USDA reported last week’s barley export shipments pace at 39,000 bushels. No barley export sales were reported last week.
Statistics Canada’s March report estimated this year’s planted barley acreage for Canada at 7.1 million acres compared with estimates of 7.6 million and 6.9 million for last year.
Cash barley bids in Minneapolis have feed barley bids at $4.90, while malting barley bids are $7.50.
USDA reported last week’s durum export shipments pace at 919,000 bushels. No durum export sales were reported for last week.
North Dakota on average produces about 67 percent of the nation’s durum.
June 23 cash bids for milling quality durum were at $15.25 in Berthold, N.D., while bids in Dickinson, N.D., were $15.
Canola futures on the Winnipeg, Manitoba, exchange closed the week ending June 23 with almost $11 (Canadian) losses. Canola traded with small losses early in the week with spillover support coming from a stronger U.S. soybean market.

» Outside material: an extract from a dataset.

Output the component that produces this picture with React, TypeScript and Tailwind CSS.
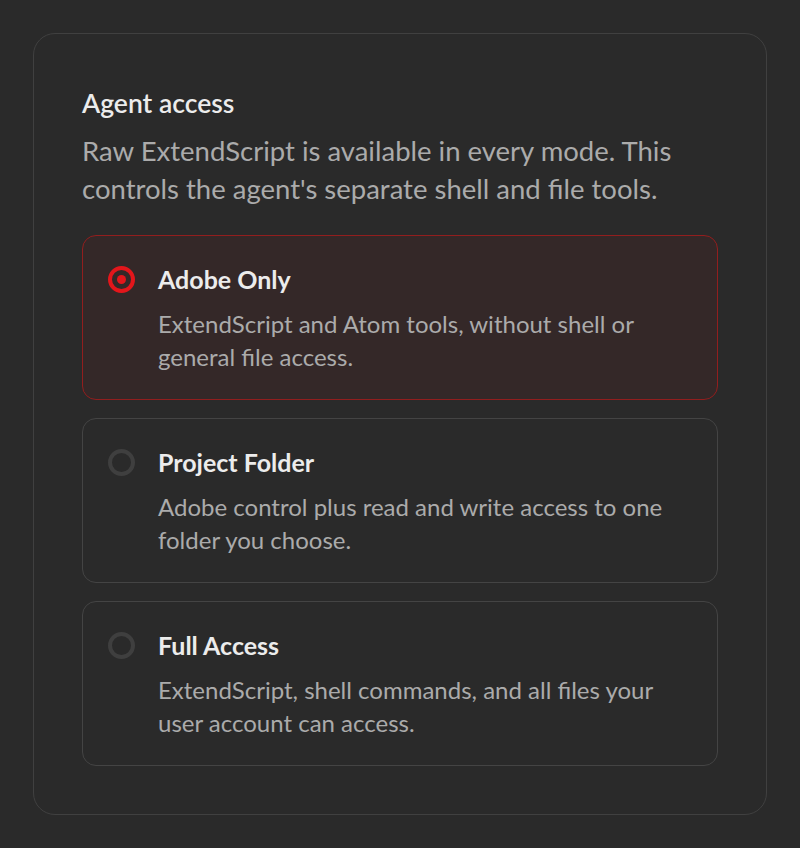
import React, { useState } from 'react';

type Mode = 'adobe' | 'project' | 'full';

const options: { id: Mode; title: string; description: string }[] = [
  {
    id: 'adobe',
    title: 'Adobe Only',
    description: 'ExtendScript and Atom tools, without shell or general file access.',
  },
  {
    id: 'project',
    title: 'Project Folder',
    description: 'Adobe control plus read and write access to one folder you choose.',
  },
  {
    id: 'full',
    title: 'Full Access',
    description: 'ExtendScript, shell commands, and all files your user account can access.',
  },
];

export default function App() {
  const [mode, setMode] = useState<Mode>('adobe');

  return (
    <div className="min-h-[848px] bg-[#2a2a2a] px-[33px] pt-[33px] font-['Lato','Noto_Sans',sans-serif]">
      <div className="rounded-[22px] border border-[#404040] px-[48px] pt-[52px] pb-[48px]">
        <h2 className="text-[26.5px] leading-[34px] font-semibold text-[#ececec]">Agent access</h2>
        <p className="mt-[12px] text-[27.5px] leading-[38px] text-[#ababab]">
          Raw ExtendScript is available in every mode. This controls the agent's separate shell and file tools.
        </p>

        <div className="mt-[27px] flex flex-col gap-[18.5px]">
          {options.map((opt) => {
            const selected = mode === opt.id;
            return (
              <button
                key={opt.id}
                type="button"
                onClick={() => setMode(opt.id)}
                className={`flex items-start gap-[23px] rounded-[14px] border pl-[25px] pr-[24px] pt-[27px] pb-[25.5px] text-left ${
                  selected ? 'border-[#921e1e] bg-[#342828]' : 'border-[#444444] bg-transparent'
                }`}
              >
                {/* Radio */}
                <span
                  className={`mt-[3px] flex h-[27px] w-[27px] shrink-0 items-center justify-center rounded-full border-[4px] ${
                    selected ? 'border-[#e3161b]' : 'border-[#3f3f3f]'
                  }`}
                >
                  {selected && <span className="h-[9px] w-[9px] rounded-full bg-[#e3161b]" />}
                </span>
                <span className="flex flex-col">
                  <span className="text-[25px] leading-[32px] font-bold text-[#ececec]">{opt.title}</span>
                  <span className="mt-[12px] text-[24px] leading-[33px] text-[#ababab]">{opt.description}</span>
                </span>
              </button>
            );
          })}
        </div>
      </div>
    </div>
  );
}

Late in the week, canola was under pressure from a bearish Statistics Canada acreage report, which estimated Canada’s canola acreage at a record.
Statistics Canada’s March report estimated Canada’s 2011 canola planted acreage at a record 19.8 million acres, 1.5 million acres higher than expected and 3 million more than last year.
June 23 cash canola old crop bids in Velva, N.D., were at $27.22, while new crop bids were $25.29
As of June 19, dry bean planting progress was North Dakota: 94 percent planted compared with 75 percent last week and 98 percent for the five-year average (450,000 acres intended); Minnesota: 96 percent planted compared with 84 percent last week and 99 percent for the five-year average (140,000 acres intended); Nebraska: 91 percent planted compared with 56 percent last week and 91 percent for the five-year average (125,000 acres intended); Idaho: 83 percent planted compared with 76 percent for last week and 94 percent for the five-year average (90,000 acres intended); and Michigan: 84 percent planted compared with 59 percent last week and 72 percent for the five-year average (180,000 acres intended).
The June 23 cash old crop sunflower bids in Fargo, N.D., were at $36.25, while new crop bids were $27.10.